Ok, so we’ve translated a fake function into something that provides the same output for the simplest possible case that can use recursion. However, here is the remarkable thing: run this version of simpleHanoi() for any value of n and you’ll see that it yields the correct sequence. Somehow, we’ve solved the problem. How the hell did this happen?

Why does it work?

The short answer is thanks to recursion. That is, if it works for the simplest possible binary tree, it should work for a binary tree of any size. This isn’t an exclusive property of binary trees, though. Recall with sierpinski(), once we’d solved the base case and the minimally recursive case, we’d also solved the problem for any order fractal we wanted.

You may find this explanation unsatisfying, so let’s look more closely at how simpleHanoi() generates all the right calls, in the right order.

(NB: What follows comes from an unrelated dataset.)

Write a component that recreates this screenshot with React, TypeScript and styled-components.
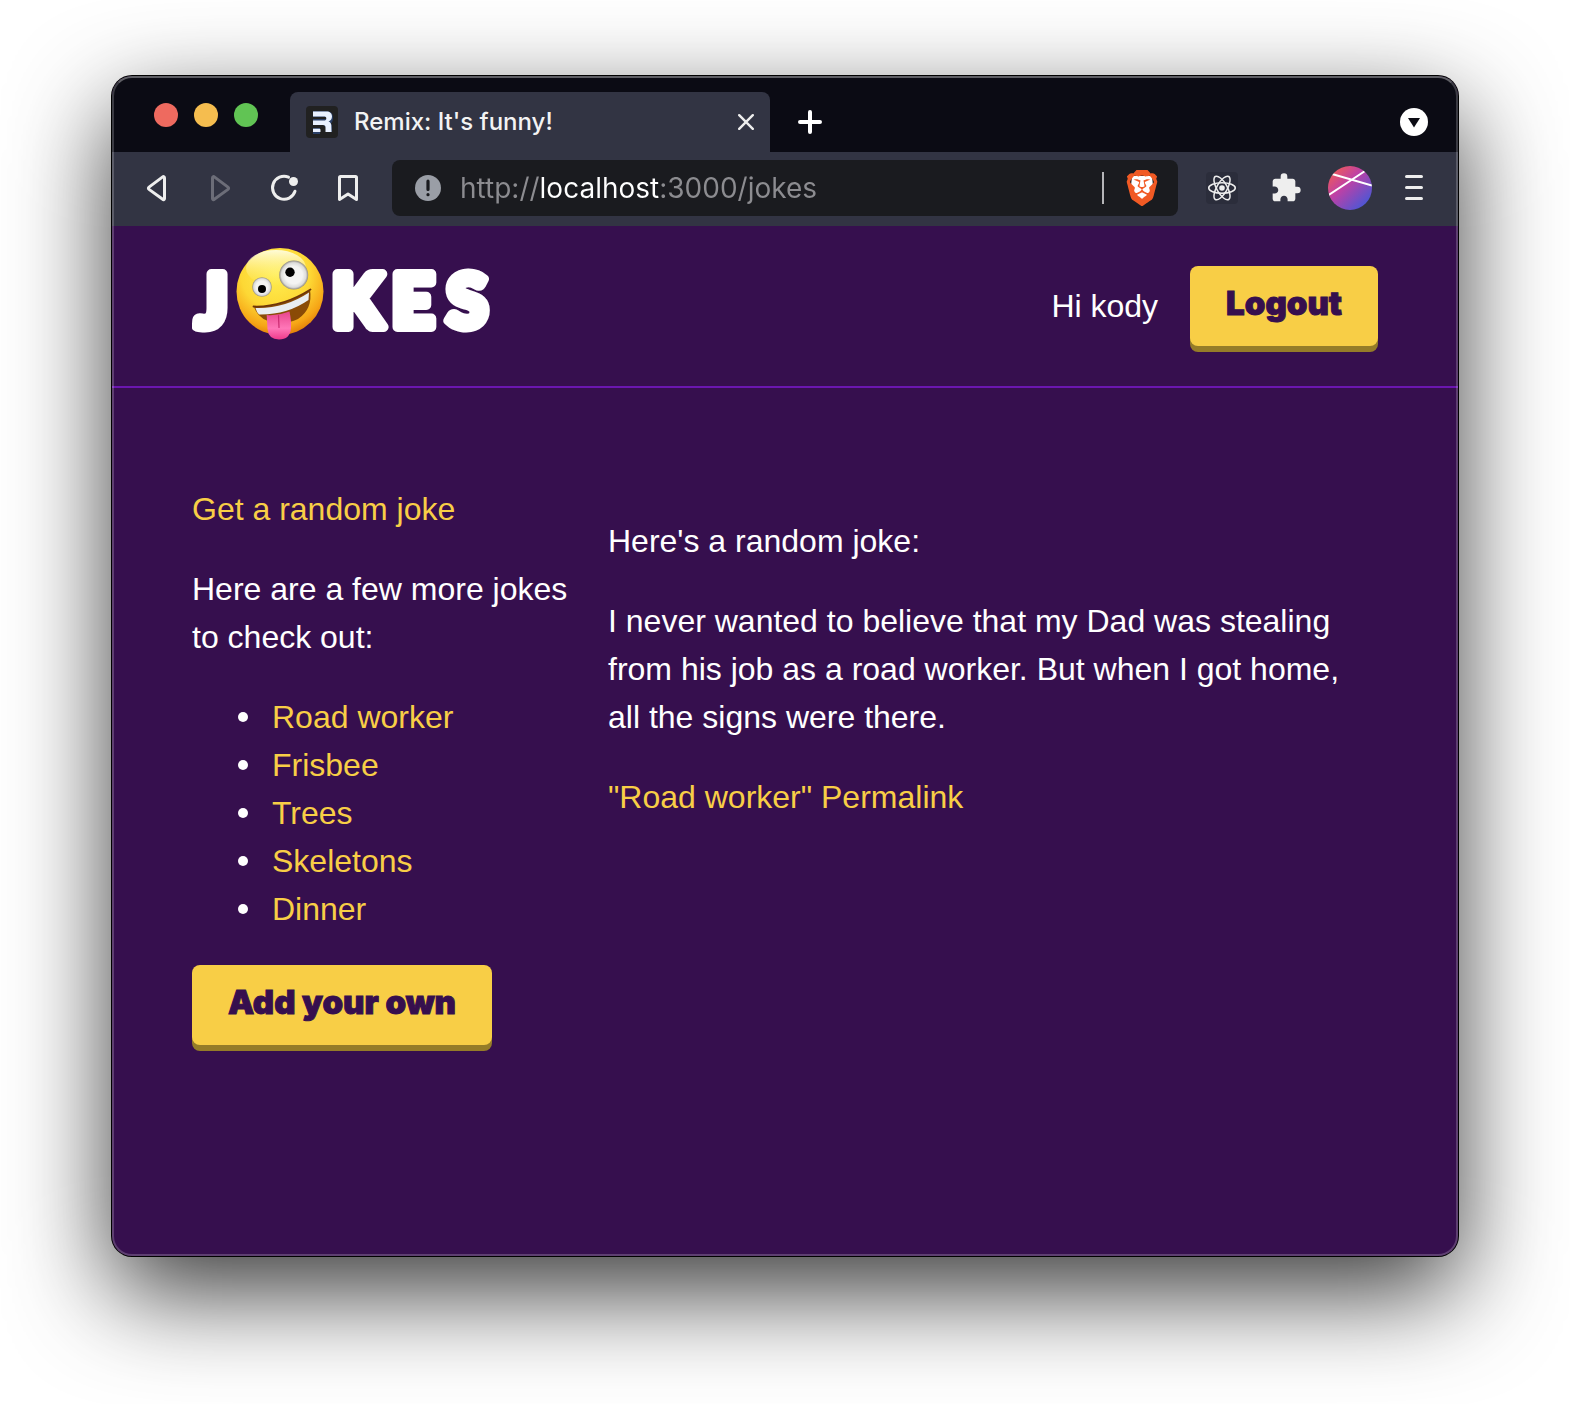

Another perspective might be helpful. Up until this point, I haven’t at all mentioned the base case. Is there one? Of course, but not where you might think it to be. Go back to the section on the Sierpinski triangle, and you’ll see a similar construction:

def sierpinski(t, order, p):
    draw(t, p)
    if order > 0:
        # insert recursive magic here

With sierpinski() we wanted to be sure that we drew the triangle at the given coordinates p even if the if block never triggered. This always gave us a result, even if order == 0. In this sense, the base case for sierpinski() is the triangle described by p. It’s the simplest statement of the problem.

Similarly, the simplest statement of the problem for simpleHanoi() is ‘Move disk 1 from A to C’, where n = 1. We enforce this by making the execution of the entire function subject to the condition n > 0. In the case of n = 1, both recursive calls send n == 0 to new frames. Since neither new frame triggers the if block, the program exits these frames without any further action. All we’re left with is print('Move disk', n, 'from', A, 'to', C). From this, we can generalize that the base case of any recursive treatment of a binary tree is that tree’s root node.

For all other cases where n > 1, we trigger recursive calls that have to do actual work. If n > 1 and Move n from A to C is always the midpoint, then the left side of the tree finishes when all disks are stacked on peg B, and all calls on the right side of the tree are dedicated to getting the rest of the disks from B to the destination peg, C.

The technique behind these calls should look familiar to you. If it doesn’t, go back to the example of the greatest common divisor in the section Recursion and Swapped Arguments. But while gcdRecur() swapped two parameters in a recursively linear context, simpleHanoi() is more complex, swapping three parameters over two recursive calls.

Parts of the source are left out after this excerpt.